Porque, así como, según Erwin Rohde, las divinidades antiguas fascinaban y aterraban a los fieles, doña Concha ha inspirado fascinación y terror al inválido, adorador del poder. Al intentar dar razón de un asesinato que parece carecer de ella, Pinedo proyecta su propia insuficiencia al loco que la mató; se afirma imaginando el «espanto» de aquél que motivó a la occisión de la dama.

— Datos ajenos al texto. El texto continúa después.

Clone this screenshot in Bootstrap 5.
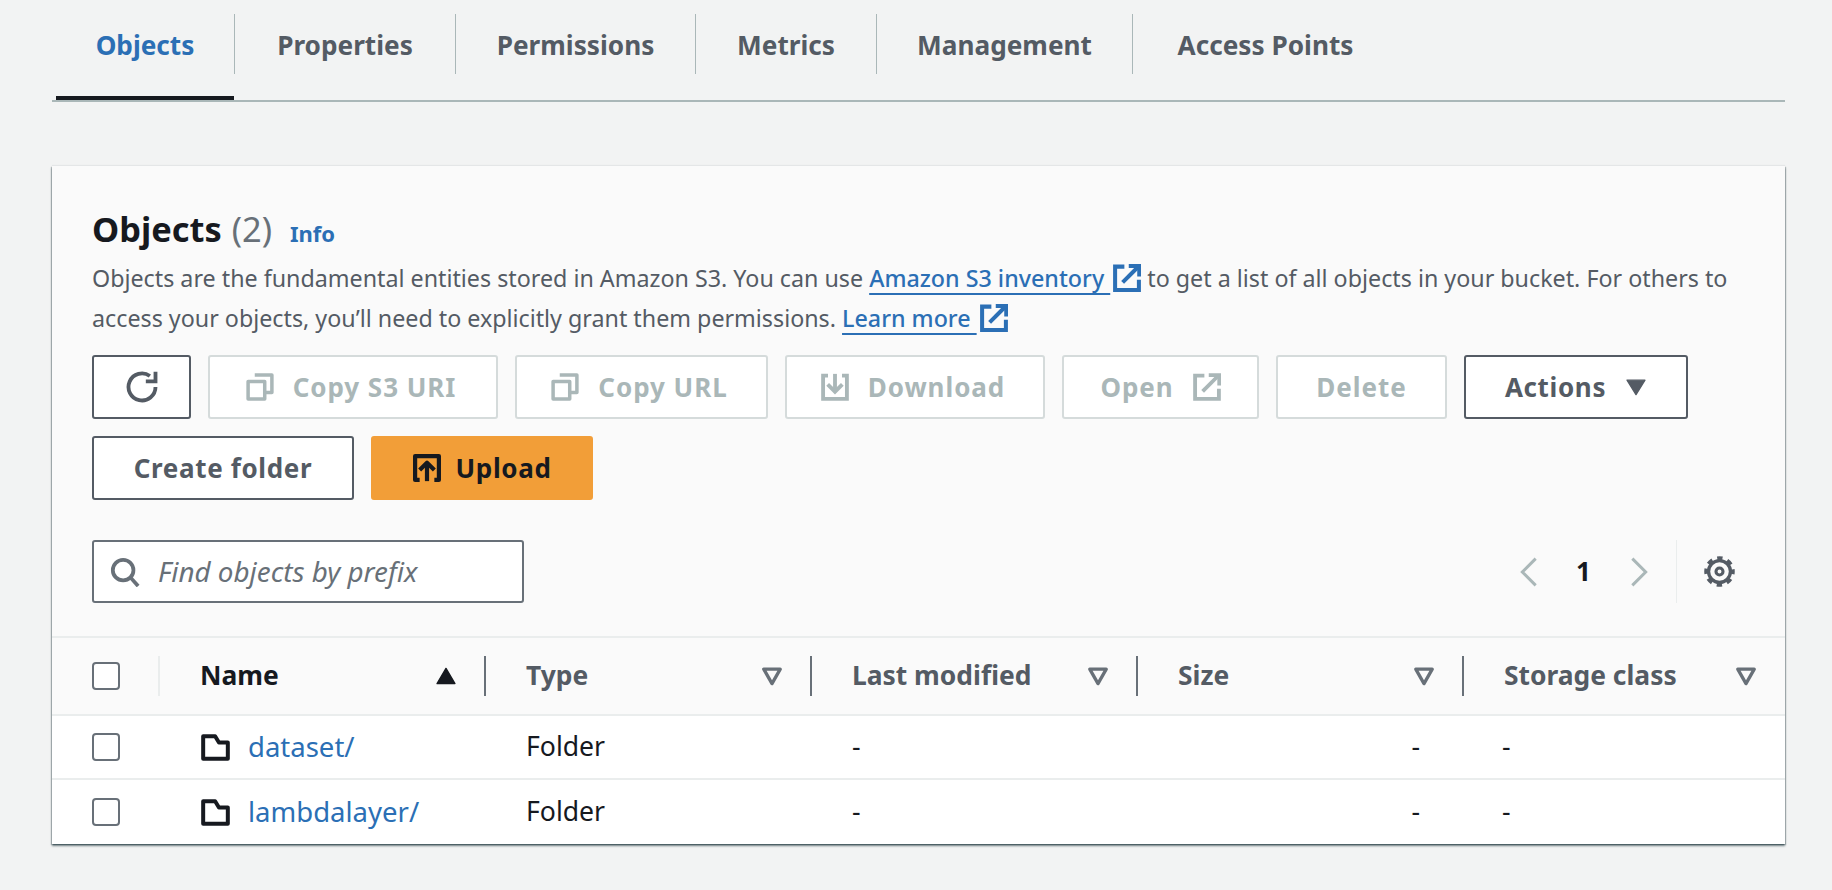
<!DOCTYPE html>
<html lang="en"><head><meta charset="utf-8"><title>Objects</title>
<link href="https://cdn.jsdelivr.net/npm/bootstrap@5.3.0/dist/css/bootstrap.min.css" rel="stylesheet">
<style>
:root{--ink:#16191f;--sub:#545b64;--mute:#687078;--off:#aab7b8;--off2:#d5dbdb;--blue:#2b6fb5;--rule:#eaeded;}
html,body{height:100%}
body{background:#f2f3f3;font-family:"Noto Sans","Open Sans",sans-serif;color:var(--ink);font-size:23px;overflow:hidden}
.shell{padding:14px 47px 0 52px}
.tabbar{border-bottom:2px solid var(--off);height:88px;align-items:flex-start;padding-left:4px;flex-wrap:nowrap}
.tabitem{height:60px;padding-top:4px;display:flex;align-items:center;justify-content:center;border-right:1.5px solid var(--off);font-weight:700;font-size:26.2px;color:var(--sub);text-decoration:none;position:relative}
.tabitem:last-child{border-right:0}
.tabitem.on{color:var(--blue)}
.tabitem.on::after{content:"";position:absolute;left:0;right:0;top:82px;height:4px;background:var(--ink)}
.t1{width:179px}.t2{width:221px}.t3{width:240px}.t4{width:181px}.t5{width:256px}.t6{width:265px}
.panel{margin-top:64px;background:#fafafa;border:0;border-radius:0;box-shadow:0 2px 2px 0 rgba(0,28,36,.5),1px 1px 1px 0 rgba(0,28,36,.22),-1px 1px 1px 0 rgba(0,28,36,.22),0 -1px 1px 0 rgba(0,28,36,.05)}
.phead{padding:38px 40px 0}
.ptitle{font-size:34.4px;font-weight:700;line-height:50px;margin:0;display:flex;align-items:baseline}
.ptitle .cnt{font-weight:400;color:var(--mute);margin-left:10px}
.ptitle a{font-size:22px;font-weight:700;color:var(--blue);text-decoration:none;margin-left:18px}
.pdesc{font-size:23.28px;line-height:40px;color:var(--sub);margin:0}
.lnk{color:var(--blue);text-decoration:none;font-weight:500;white-space:nowrap}
.lnk .ul{text-decoration:underline;text-decoration-thickness:2px;text-underline-offset:6px;text-decoration-skip-ink:none}
.ext{width:28px;height:28px;color:var(--blue);vertical-align:-5px;margin-left:3px}
.bars{gap:17px 17px;margin-top:17px;width:1640px}
.gbtn{height:64px;border:2px solid var(--sub);border-radius:3px;background:#fff;color:var(--sub);font-weight:700;font-size:26px;letter-spacing:.65px;display:flex;align-items:center;justify-content:center;gap:19px;padding:0;--bs-btn-hover-bg:#fff;white-space:nowrap}
.gbtn svg{width:28px;height:28px;flex:none}
.gbtn .spin{width:36px;height:36px}
.gbtn .drop{width:22px;height:22px}
.gbtn:disabled{border-color:var(--off2);color:var(--off);opacity:1;background:#fff;letter-spacing:.95px}
.gbtn.go{background:#f29e38;border-color:#f29e38;color:var(--ink);gap:15px}
.b1{width:99px}.b2{width:290px;padding-right:4px}.b3{width:253px;padding-right:4px}.b4{width:260px;padding-right:4px}.b5{width:197px}.b6{width:171px}.b7{width:224px}.b8{width:262px}.b9{width:222px}
.tools{margin-top:40px;padding-right:9px;align-items:center;justify-content:space-between}
.finder{width:432px;height:63px;border:2px solid var(--mute);border-radius:3px;background:#fff;display:flex;align-items:center;padding:0 16px}
.finder svg{width:30px;height:30px;flex:none;color:var(--mute)}
.finder input{border:0;outline:0;background:transparent;font-style:italic;font-size:27.8px;padding:0 0 0 18px;width:100%;color:var(--ink);box-shadow:none}
.finder input::placeholder{color:var(--mute);opacity:1}
.pager{height:63px;gap:0}
.pager .chev{width:20px;height:30px;color:var(--off)}
.pnum{font-size:26px;font-weight:700;width:90px;text-align:center}
.split{width:1.5px;height:63px;background:var(--rule);margin:0 26px 0 27px}
.cog{width:33px;height:33px;color:var(--sub)}
.grid{margin:33px 0 0;width:100%;table-layout:fixed;--bs-table-bg:transparent;border-top:2px solid var(--rule);border-collapse:separate;border-spacing:0}
.grid th,.grid td{padding:0;border-bottom:2px solid var(--rule);vertical-align:middle}
.grid tbody tr:last-child td{border-bottom:0;height:64px}
.grid th{height:78px;background:#fafafa;font-size:26.4px;color:var(--sub);font-weight:700}
.grid td{height:64px;background:#fff;font-size:26.6px;color:var(--ink);font-weight:400}
.c0{width:108px}.c1{width:326px}.c5{width:321px}
.thcell{height:40px;display:flex;align-items:center;justify-content:space-between;padding:0 27px 0 40px;border-right:2px solid var(--mute)}
.grid th:last-child .thcell{border-right:0;padding-right:28px}
.thcell svg{width:22px;height:22px;flex:none}
.thcell.act{color:var(--ink);padding-left:40px;padding-right:27px}
.c0cell{height:40px;display:flex;align-items:center;padding-left:40px;border-right:2px solid var(--rule)}
.tick{width:28px;height:28px;border:2px solid var(--mute);border-radius:4px;background:#fff;display:block}
.tickwrap{padding-left:40px}
.rowname{display:flex;align-items:center;padding-left:41px;gap:18px}
.rowname svg{width:29px;height:29px;flex:none;color:var(--ink)}
.rowname a{color:var(--blue);text-decoration:none;font-size:27.5px}
.pad{padding-left:40px!important}
.padless{padding-left:38px!important}
.dashr{text-align:right;padding-right:44px!important}
</style></head>
<body>
<div class="shell">
<nav class="nav tabbar">
<a class="tabitem on t1" href="#">Objects</a><a class="tabitem t2" href="#">Properties</a><a class="tabitem t3" href="#">Permissions</a><a class="tabitem t4" href="#">Metrics</a><a class="tabitem t5" href="#">Management</a><a class="tabitem t6" href="#">Access Points</a>
</nav>
<section class="card panel">
<div class="phead">
<h2 class="ptitle">Objects <span class="cnt">(2)</span><a href="#">Info</a></h2>
<p class="pdesc">Objects are the fundamental entities stored in Amazon S3. You can use <a class="lnk" href="#"><span class="ul">Amazon S3 inventory&nbsp;</span><svg class="ext" viewBox="0 0 16 16" fill="none" stroke="currentColor" stroke-width="2.300"><path d="M6.500 1.500H1.200v13.300h13.600V9"/><path d="M5.500 10.500l8.500-8.500"/><path d="M9 1.200h6v6"/></svg></a> to get a list of all objects in your bucket. For others to access your objects, you’ll need to explicitly grant them permissions. <a class="lnk" href="#"><span class="ul">Learn more&nbsp;</span><svg class="ext" viewBox="0 0 16 16" fill="none" stroke="currentColor" stroke-width="2.300"><path d="M6.500 1.500H1.200v13.300h13.600V9"/><path d="M5.500 10.500l8.500-8.500"/><path d="M9 1.200h6v6"/></svg></a></p>
<div class="d-flex flex-wrap bars">
<button class="btn gbtn b1" aria-label="Refresh"><svg class="spin" viewBox="0 0 16 16" fill="none" stroke="currentColor" stroke-width="1.700"><path d="M14 8A6 6 0 1 1 11.500 3.100"/><path d="M14 1.200v4.300H9.700"/></svg></button>
<button class="btn gbtn b2" disabled><svg viewBox="0 0 16 16" fill="none" stroke="currentColor" stroke-width="2" stroke-linejoin="round"><rect x="1.200" y="4.800" width="9.500" height="10"/><path d="M5 1.200h9.800v10H11"/></svg>Copy S3 URI</button>
<button class="btn gbtn b3" disabled><svg viewBox="0 0 16 16" fill="none" stroke="currentColor" stroke-width="2" stroke-linejoin="round"><rect x="1.200" y="4.800" width="9.500" height="10"/><path d="M5 1.200h9.800v10H11"/></svg>Copy URL</button>
<button class="btn gbtn b4" disabled><svg viewBox="0 0 16 16" fill="none" stroke="currentColor" stroke-width="2.200"><path d="M4 1.500H1.200v13.300h13.600V1.500H12"/><path d="M8 .5v10"/><path d="M3.800 6.500L8 10.700l4.200-4.200"/></svg>Download</button>
<button class="btn gbtn b5" disabled>Open<svg viewBox="0 0 16 16" fill="none" stroke="currentColor" stroke-width="2.200"><path d="M6.500 1.500H1.200v13.300h13.600V9"/><path d="M5.500 10.500l8.500-8.500"/><path d="M9 1.200h6v6"/></svg></button>
<button class="btn gbtn b6" disabled>Delete</button>
<button class="btn gbtn b7">Actions<svg class="drop" viewBox="0 0 16 16"><path d="M1.500 3h13L8 13.500z" fill="currentColor" stroke="currentColor" stroke-linejoin="round"/></svg></button>
<button class="btn gbtn b8">Create folder</button>
<button class="btn gbtn go b9"><svg viewBox="0 0 16 16" fill="none" stroke="currentColor" stroke-width="2.400" stroke-linejoin="round"><path d="M3.800 14.800H1.200V1.200h13.600v13.600H12.200"/><path d="M8 15.500V5.500"/><path d="M3.800 9.200L8 5l4.200 4.200"/></svg>Upload</button>
</div>
<div class="d-flex tools">
<label class="finder m-0"><svg viewBox="0 0 16 16" fill="none" stroke="currentColor" stroke-width="2"><circle cx="7" cy="7" r="5.500"/><path d="M11 11l4 4.500"/></svg><input class="form-control" placeholder="Find objects by prefix" aria-label="Find objects by prefix"></label>
<div class="d-flex align-items-center pager">
<svg class="chev" viewBox="0 0 12 18" fill="none" stroke="currentColor" stroke-width="1.800"><path d="M10 1L2 9l8 8"/></svg>
<span class="pnum">1</span>
<svg class="chev" viewBox="0 0 12 18" fill="none" stroke="currentColor" stroke-width="1.800"><path d="M2 1l8 8-8 8"/></svg>
<span class="split"></span>
<svg class="cog" viewBox="0 0 16 16" fill="none" stroke="currentColor"><circle cx="8" cy="8" r="5.300" stroke-width="1.600"/><circle cx="8" cy="8" r="6.500" stroke-width="1.800" stroke-dasharray="2.600 2.500" stroke-dashoffset="1.300"/><circle cx="8" cy="8" r="1.700" stroke-width="1.500"/></svg>
</div>
</div>
</div>
<table class="table grid">
<thead><tr>
<th class="c0"><div class="c0cell"><span class="tick"></span></div></th>
<th class="c1"><div class="thcell act">Name<svg viewBox="0 0 16 16"><path d="M1.500 13.500h13L8 2.500z" fill="currentColor" stroke="currentColor" stroke-linejoin="round"/></svg></div></th>
<th class="c1"><div class="thcell">Type<svg viewBox="0 0 16 16" fill="none" stroke="#687078" stroke-width="2.400" stroke-linejoin="round"><path d="M2 3h12L8 13.500z"/></svg></div></th>
<th class="c1"><div class="thcell">Last modified<svg viewBox="0 0 16 16" fill="none" stroke="#687078" stroke-width="2.400" stroke-linejoin="round"><path d="M2 3h12L8 13.500z"/></svg></div></th>
<th class="c1"><div class="thcell">Size<svg viewBox="0 0 16 16" fill="none" stroke="#687078" stroke-width="2.400" stroke-linejoin="round"><path d="M2 3h12L8 13.500z"/></svg></div></th>
<th class="c5"><div class="thcell">Storage class<svg viewBox="0 0 16 16" fill="none" stroke="#687078" stroke-width="2.400" stroke-linejoin="round"><path d="M2 3h12L8 13.500z"/></svg></div></th>
</tr></thead>
<tbody>
<tr><td><div class="tickwrap"><span class="tick"></span></div></td><td><div class="rowname"><svg viewBox="0 0 16 16" fill="none" stroke="currentColor" stroke-width="2.200" stroke-linejoin="round"><path d="M1.200 14.200V1.800h6.600l2.100 3.400h4.900v9z"/></svg><a href="#">dataset/</a></div></td><td class="pad">Folder</td><td class="pad">-</td><td class="dashr">-</td><td class="padless">-</td></tr>
<tr><td><div class="tickwrap"><span class="tick"></span></div></td><td><div class="rowname"><svg viewBox="0 0 16 16" fill="none" stroke="currentColor" stroke-width="2.200" stroke-linejoin="round"><path d="M1.200 14.200V1.800h6.600l2.100 3.400h4.900v9z"/></svg><a href="#">lambdalayer/</a></div></td><td class="pad">Folder</td><td class="pad">-</td><td class="dashr">-</td><td class="padless">-</td></tr>
</tbody>
</table>
</section>
</div>
</body></html>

[b] El perspectivismo: la polifonía de la jauría

Acabamos de observar que, al titular su novela, Ayala ha deseado aprovechar la plurivalencia de la lengua corriente para producir una obra polisémica, en que la despotenciación de los poderosos sume a los demás en confusión, oscureciendo el sentido de la vida. Porque la muerte de un individuo supone, en cierto sentido, la resurrección existencial de otro. En la multiplicación de perspectivas, Ayala sigue el ejemplo de otro novelista de la dictadura hispanoamericana, Valle-Inclán. Sólo que, al llevar el esperpento a la novela, por tanto, al deshumanizar el arte de novelar, Valle, artista, ante todo, de la superficie, se sirve de la técnica cubista de analizar la experiencia inmediata en sus componentes y situarlos fuera de su secuencia normal y en el plano de un lienzo impasible. Ayala, por otro lado, también renuncia a la linealidad del argumento, pero al ofrecer la simultánea contemplación de múltiples aspectos de la misma vivencia, yuxtapone a los aspectos más superficiales y pintorescos, los más íntimos. Así, cada «muerte de perro» parece llevar consigo una «resurrección» ajena. La afirmación de un punto de vista suele, en esta novela, simultanear la de una perspectiva opuesta.